Я полагаю, что великие философы являются также и великими стилистами. И хотя философский словарь является стороной стиля, потому что иногда он предполагает обращение к новым словам, а иногда — необычное повышение значимости обычных слов, стиль — это всегда вопрос синтаксиса. Но синтаксис есть напряженное состояние по отношению к чему-то, что не является синтаксисом, и даже не принадлежит языку (внешней стороне языка). В философии синтаксис находится в напряжении по отношению к движению концепта. Так, концепт не движется только в самом себе (философское познание), он движется также в вещах и в наших умах: он вдохновляет нас новыми перцептами и новыми аффектами, которые образует не-философское понимание самой философии. И философия нуждается в не-философском понимании так же, как и в философском. Поэтому философия находится в существенном отношении к не-философам и обращается также и к ним. Может даже случиться, что они обладали непосредственным пониманием философии, не проходя через ее философское понимание. Стиль в философии находится в напряжении к трем полюсам: концепту или новому способу мыслить, перцепту или новому способу видеть и слышать, аффекту или новому способу ощущать. Это философская троица, философия как опера: необходимы все три, чтобы осуществить движение.
При чем здесь Спиноза? Скорее, можно сказать, что у него нет стиля, он использует в «Этике» схоластическую латынь. Но следует не доверять тем, о ком говорят «у них нет стиля», это заметил уже Пруст, это часто самые выдающиеся стилисты. «Этика» предстает как непрерывный поток дефиниций, предположений, доказательств, выводов, за которым мы узнаем чрезвычайное развитие концепта. Это неотразимый, непрерывный поток грандиозной ясности. Но в то же самое время в нем появляются и «случайности» под именем схолий, обрывчатых, самостоятельных, ссылающихся одна на другую, воздействующих с необычайной силой, образующих собой разорванную вулканическую цепь, клокочущую всеми страстями в войне радости против грусти. Можно сказать, что эти схолии включаются в общее движение концепта, но этого нет: скорее, это характерно для второй «Этики», которая существует рядом с первой в совершенно ином ритме, в совершенно иной тональности и которая удваивает движение концепта со всей силой аффекта.

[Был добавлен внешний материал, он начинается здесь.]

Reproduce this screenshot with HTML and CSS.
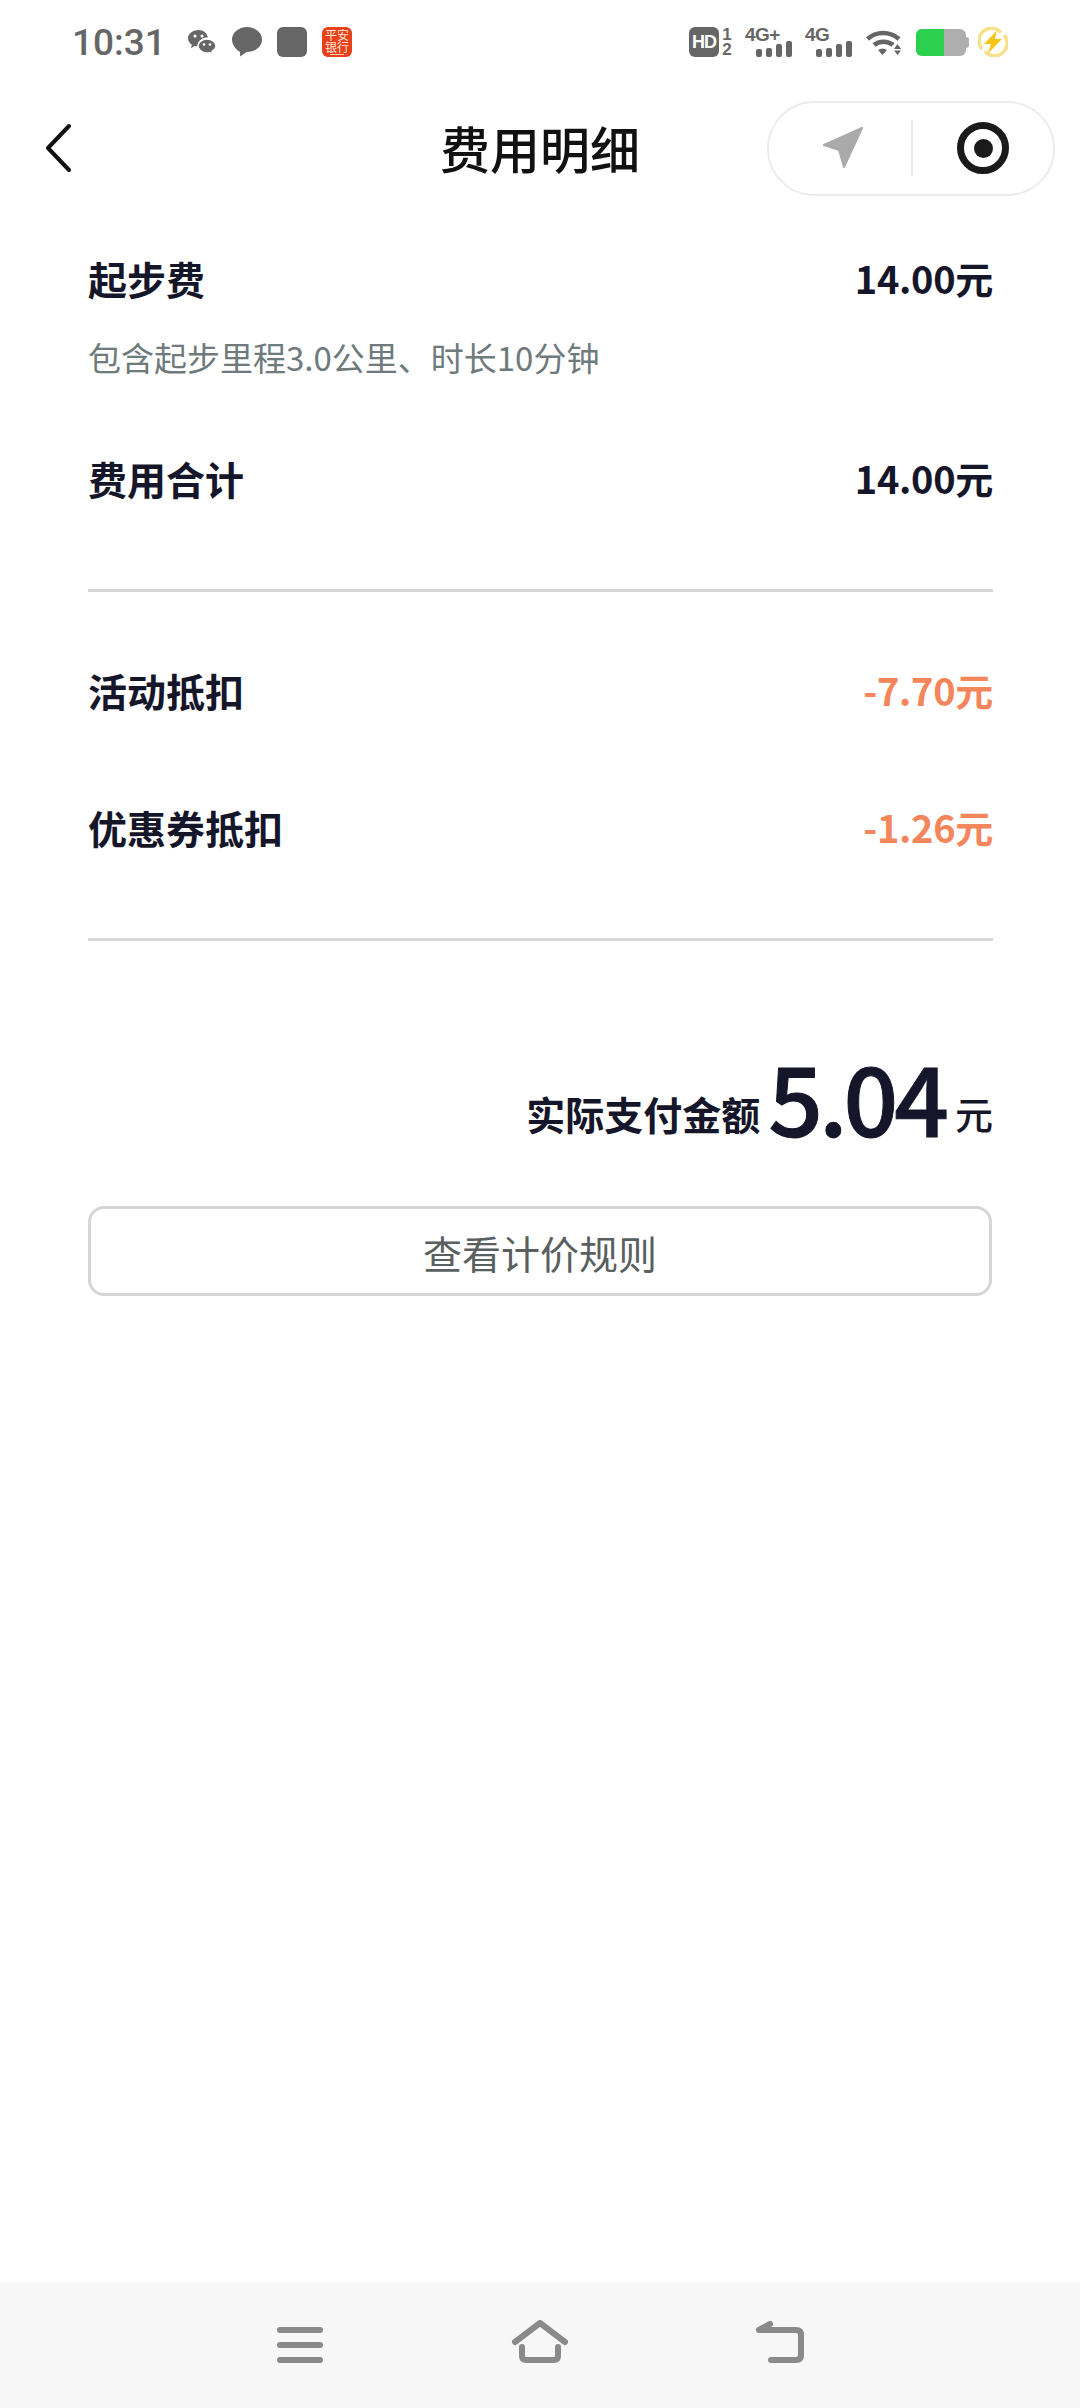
FILE: index.html
```html
<!DOCTYPE html>
<html>
    <head>
        <title>费用明细</title>
        <link rel="stylesheet" href="styles.css">
    </head>
    <body>
        <div class="status-bar">
            <div class="status-left">
                <span class="time">10:31</span>
                <svg class="ic-wechat" width="28" height="24" viewBox="0 0 28 24">
                    <path fill="#666" d="M10.5 0C4.7 0 0 3.7 0 8.3c0 2.6 1.5 4.9 3.9 6.4L3 18l3.7-1.9c1 .3 2 .4 3 .4-.4-4.6 3.6-8.6 8.6-8.9.5 0 1 0 1.4.1C19.5 3.3 15.5 0 10.5 0z"/>
                    <path fill="#666" d="M19 9c-5 0-9 3.1-9 7 0 3.9 4 7 9 7 1 0 1.9-.1 2.7-.4l3.1 1.4-.7-2.8C26.8 19.9 28 18 28 16c0-3.9-4-7-9-7z" stroke="#fff" stroke-width="1.5"/>
                    <circle cx="7" cy="6" r="1.5" fill="#fff"/><circle cx="14" cy="6" r="1.5" fill="#fff"/>
                    <circle cx="16" cy="14.5" r="1.3" fill="#fff"/><circle cx="22" cy="14.5" r="1.3" fill="#fff"/>
                </svg>
                <svg class="ic-bubble" width="30" height="30" viewBox="0 0 30 30">
                    <path fill="#666" d="M15 0C6.7 0 0 5.6 0 12.5c0 6.2 5.3 11.3 8 12.3l.2 4.7 6.5-4.5h.3c8.3 0 15-5.6 15-12.5S23.3 0 15 0z"/>
                </svg>
                <span class="ic-square"></span>
                <span class="ic-bank">平安银行</span>
            </div>
            <div class="status-right">
                <span class="ic-hd">HD</span>
                <span class="sim-nums">1 2</span>
                <div class="signal signal-first">
                    <span class="net">4G+</span>
                    <div class="bars"><i class="b1"></i><i class="b2"></i><i class="b3"></i><i class="b4"></i></div>
                </div>
                <div class="signal">
                    <span class="net">4G</span>
                    <div class="bars"><i class="b1"></i><i class="b2"></i><i class="b3"></i><i class="b4"></i></div>
                </div>
                <svg class="ic-wifi" width="38" height="28" viewBox="0 0 38 28">
                    <path fill="none" stroke="#666" stroke-width="4.5" d="M2.5 11C11 3 25 3 34 11"/>
                    <path fill="none" stroke="#666" stroke-width="4.5" d="M9 17C14 12.5 23 12.5 28 17"/>
                    <path fill="#666" d="M13 22c3-2 6-2 9 0l-4.5 5z"/>
                    <path fill="#666" d="M32.5 16l3.5 5h-7zM29 22.5h7L32.5 27z"/>
                </svg>
                <div class="battery"><div class="battery-level"></div></div>
                <svg class="ic-charge" width="30" height="30" viewBox="0 0 30 30">
                    <path fill="none" stroke="#f7e08a" stroke-width="3.5" d="M23 5.5A12.5 12.5 0 0 0 4 22M7 24.5A12.5 12.5 0 0 0 26 8"/>
                    <path fill="#f7c418" d="M19 3.5L6 17h7l-3 9.5L24 12h-7z"/>
                </svg>
            </div>
        </div>

        <div class="nav-bar">
            <svg class="back" width="30" height="50" viewBox="0 0 30 50">
                <path fill="none" stroke="#111" stroke-width="4" stroke-linecap="round" stroke-linejoin="round" d="M24 3L3 25l21 22"/>
            </svg>
            <h1>费用明细</h1>
            <div class="capsule">
                <div class="capsule-btn">
                    <svg class="ic-arrow" width="44" height="44" viewBox="0 0 44 44">
                        <path fill="#aaa" stroke="#aaa" stroke-width="2" stroke-linejoin="round" d="M40 2L2 19l15 5 5 17z"/>
                    </svg>
                </div>
                <div class="capsule-btn capsule-target">
                    <span class="target"></span>
                </div>
            </div>
        </div>

        <div class="content">
            <div class="row">
                <span>起步费</span>
                <span class="amount">14.00元</span>
            </div>
            <p class="note">包含起步里程3.0公里、时长10分钟</p>
            <div class="row row-total">
                <span>费用合计</span>
                <span class="amount">14.00元</span>
            </div>
            <div class="divider"></div>
            <div class="row row-first">
                <span>活动抵扣</span>
                <span class="amount discount">-7.70元</span>
            </div>
            <div class="row row-second">
                <span>优惠券抵扣</span>
                <span class="amount discount">-1.26元</span>
            </div>
            <div class="divider"></div>
            <div class="paid">
                <span class="paid-label">实际支付金额</span>
                <span class="paid-value">5.04</span>
                <span class="paid-unit">元</span>
            </div>
            <button class="rules-btn">查看计价规则</button>
        </div>

        <div class="bottom-nav">
            <svg width="46" height="36" viewBox="0 0 46 36">
                <path fill="none" stroke="#8a8a8a" stroke-width="6" stroke-linecap="round" d="M3 3h40M3 18h40M3 33h40"/>
            </svg>
            <svg width="58" height="43" viewBox="0 0 58 43">
                <path fill="none" stroke="#8a8a8a" stroke-width="6" stroke-linecap="round" stroke-linejoin="round" d="M4 22L29 3l25 19"/>
                <path fill="none" stroke="#8a8a8a" stroke-width="6" stroke-linecap="round" stroke-linejoin="round" d="M11 27v9q0 4 4 4h28q4 0 4-4v-9"/>
            </svg>
            <svg width="50" height="42" viewBox="0 0 50 42">
                <path fill="none" stroke="#8a8a8a" stroke-width="6" stroke-linecap="round" stroke-linejoin="round" d="M15 3L4 9h37q5 0 5 5v20q0 5-5 5H16"/>
            </svg>
        </div>
    </body>
</html>
```

FILE: styles.css
```css
* {
    margin: 0;
    padding: 0;
    box-sizing: border-box;
}

body {
    height: 100vh;
    display: flex;
    flex-direction: column;
    background: #fff;
    color: #15162a;
    font-family: "Noto Sans CJK SC", "Noto Sans", sans-serif;
}

/* status bar */
.status-bar {
    height: 84px;
    flex-shrink: 0;
    display: flex;
    justify-content: space-between;
    align-items: center;
    padding: 0 72px 0 72px;
}
.status-left, .status-right {
    display: flex;
    align-items: center;
}
.time {
    font-family: Roboto, sans-serif;
    font-size: 37px;
    font-weight: 500;
    color: #666;
    width: 116px;
}
.ic-bubble {
    margin-left: 16px;
}
.ic-square {
    width: 30px;
    height: 30px;
    margin-left: 15px;
    background: #666;
    border-radius: 6px;
}
.ic-bank {
    position: relative;
    width: 30px;
    height: 30px;
    margin-left: 15px;
    padding: 2px 3px 0;
    background: #e8401a;
    border-radius: 6px;
    color: #ffe6d8;
    font-size: 12px;
    line-height: 12px;
    text-align: center;
}
.ic-bank::after {
    content: "";
    position: absolute;
    left: 8px;
    right: 8px;
    bottom: 2px;
    height: 1px;
    background: #ffd0bc;
}
.ic-hd {
    width: 30px;
    height: 30px;
    background: #666;
    border-radius: 6px;
    color: #fff;
    font-family: "Liberation Sans", sans-serif;
    font-weight: bold;
    font-size: 18px;
    letter-spacing: -1px;
    line-height: 30px;
    text-align: center;
}
.sim-nums {
    width: 12px;
    margin-left: 2px;
    font-family: "Liberation Sans", sans-serif;
    font-weight: bold;
    font-size: 17px;
    line-height: 15px;
    color: #666;
    text-align: center;
}
.signal {
    position: relative;
    width: 47px;
    height: 30px;
    margin-left: 13px;
}
.signal-first {
    margin-left: 12px;
}
.net {
    position: absolute;
    left: 0;
    top: -1px;
    font-family: "Liberation Sans", sans-serif;
    font-weight: bold;
    font-size: 19px;
    letter-spacing: -.5px;
    line-height: 18px;
    color: #666;
}
.bars {
    position: absolute;
    right: 0;
    bottom: 0;
    display: flex;
    align-items: flex-end;
    gap: 4px;
}
.bars i {
    width: 6px;
    background: #666;
    border-radius: 2px;
}
.b1 { height: 8px; }
.b2 { height: 9px; }
.b3 { height: 13px; }
.b4 { height: 16px; }
.ic-wifi {
    margin-left: 13px;
}
.battery {
    position: relative;
    width: 50px;
    height: 27px;
    margin-left: 13px;
    margin-right: 3px;
    background: #aeaeae;
    border-radius: 6px;
}
.battery::after {
    content: "";
    position: absolute;
    right: -3px;
    top: 8px;
    width: 3px;
    height: 11px;
    background: #aeaeae;
    border-radius: 0 3px 3px 0;
}
.battery-level {
    width: 28px;
    height: 100%;
    background: #2bd04f;
    border-radius: 6px 0 0 6px;
}
.ic-charge {
    margin-left: 9px;
}

/* title bar */
.nav-bar {
    height: 128px;
    flex-shrink: 0;
    display: grid;
    grid-template-columns: 1fr auto 1fr;
    align-items: center;
    padding: 0 25px;
}
.back {
    margin-left: 20px;
}
.nav-bar h1 {
    font-size: 50px;
    font-weight: 500;
    line-height: 60px;
    color: #111;
    margin-bottom: 3px;
}
.capsule {
    justify-self: end;
    width: 288px;
    height: 95px;
    display: flex;
    align-items: center;
    border: 2px solid #ececec;
    border-radius: 48px;
}
.capsule-btn {
    width: 142px;
    height: 56px;
    display: flex;
    justify-content: center;
    align-items: center;
}
.ic-arrow {
    margin-left: 8px;
}
.capsule-target {
    border-left: 2px solid #ececec;
}
.target {
    width: 52px;
    height: 52px;
    border: 7px solid #1a1a1a;
    border-radius: 50%;
    display: flex;
    justify-content: center;
    align-items: center;
}
.target::after {
    content: "";
    width: 19px;
    height: 19px;
    background: #1a1a1a;
    border-radius: 50%;
}

/* fee list */
.content {
    flex: 1;
    padding: 36px 87px 0 88px;
}
.row {
    height: 60px;
    display: flex;
    justify-content: space-between;
    align-items: center;
    font-size: 39px;
    font-weight: 700;
    line-height: 60px;
}
.amount {
    font-size: 38px;
    letter-spacing: -.3px;
}
.discount {
    color: #f5855a;
}
.note {
    margin-top: 24px;
    font-size: 33px;
    line-height: 50px;
    color: #6f7a7c;
}
.row-total {
    margin-top: 66px;
}
.row-first {
    margin-top: 68px;
}
.row-second {
    margin-top: 77px;
}
.divider {
    height: 3px;
    margin-top: 81px;
    background: #d8d8d8;
}
.paid {
    margin-top: 100px;
    display: flex;
    justify-content: flex-end;
    align-items: flex-end;
}
.paid-label {
    padding-bottom: 8px;
    font-size: 39px;
    font-weight: 700;
    line-height: 60px;
}
.paid-value {
    margin-left: 8px;
    font-size: 96px;
    font-weight: 500;
    letter-spacing: -4px;
    line-height: 110px;
    -webkit-text-stroke: 1px #15162a;
}
.paid-unit {
    margin-left: 10px;
    padding-bottom: 8px;
    font-size: 38px;
    font-weight: 500;
    line-height: 60px;
}
.rules-btn {
    display: block;
    width: 904px;
    height: 90px;
    margin-top: 55px;
    padding-top: 2px;
    background: #fff;
    border: 3px solid #d5d5d5;
    border-radius: 16px;
    font-family: inherit;
    font-size: 39px;
    color: #5a5f60;
}

/* system navigation */
.bottom-nav {
    height: 126px;
    flex-shrink: 0;
    display: grid;
    grid-template-columns: repeat(3, 240px);
    justify-content: center;
    justify-items: center;
    align-items: end;
    padding-bottom: 45px;
    background: #f7f7f7;
}
```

И кроме того, есть еще и третья «Этика», когда подходишь к «Пятой Книге». Действительно, Спиноза сообщает нам, что до сих пор он говорил с точки зрения концепта, но теперь он намерен изменить стиль и разговаривать с нами чистыми перцептами, интуитивными и непосредственными. Еще можно поверить, что доказательства продолжаются, но уже, разумеется, не тем же самым способом. Движение доказательств выстраивается теперь в ослепительном ракурсе, они действуют по эллипсу, через намеки и сокращения, сверкая как пронзительные душераздирающие молнии. Это уже не река и не туннель, это — огонь. Это третья «Этика» и, хотя она появляется к концу, она была и с самого начала и существовала рядом с двумя другими.